When this deadlock happens, the only output comes from the tasks, most of it from the timeout part (“Player … STAMINA …”).

Then, tasks slowly go to the “spontaneous death” part, and when all is over, the program terminates with a Tasking_Error. Not nice. It won't be fixed, because there's nothing to be fixed in a mad playground.

task_type_output.png

Another problem of the task_type example is shown in the previous image: each task prints, and there's nothing serializing this stream. That's why the output of a task can be interspersed in the output of another task.

This is a well known problem. A fix can be this: to have a special task whose only role and aim is to print. It collects “atoms” from other tasks and output them. It is the only “owner” of the output, so it can do it right.

Having a task just for that isn't, however, very good. Tasks need resourches, and what we need here is just a lighter synchronization mechanism.
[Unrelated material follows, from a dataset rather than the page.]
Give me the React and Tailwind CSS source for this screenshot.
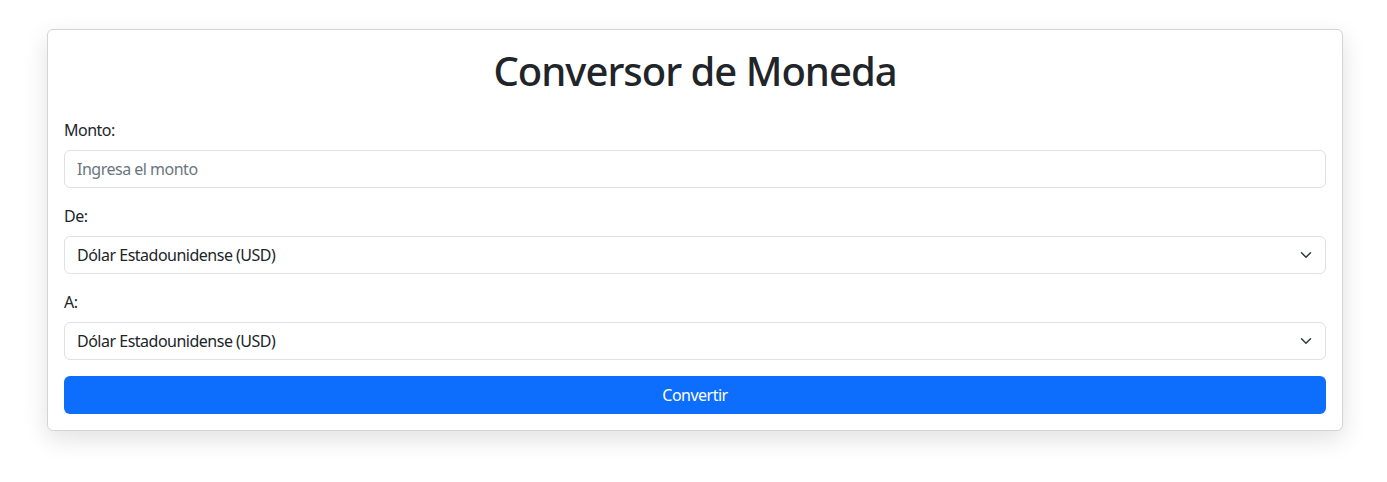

Ada has protected types: they looks almost like tasks in syntax, but they are synchronization mechanisms to access data/resources concurrently. Protected types give Ada a clean, nice semantic to assure mutual exclusion. It's also very easy to implement a typical many readers - single writer design, and the readings won't lock, as expected.

But this is material for the next lesson.

The sources

You can find the sources of my experiments for this article here.

Final note

This lesson was written mostly months ago, as you can imagine from the time gap between this and number five — eleven months ago, if you check the commit on github. It didn't took me so long to finish it, of course, and I won't explain why I've left it hanging for so long — nothing to do with Steemit, anyway.

I will try to keep a certain pace, but I can't promise anything!

I hope these lessons will inspire you and make you consider learning Ada!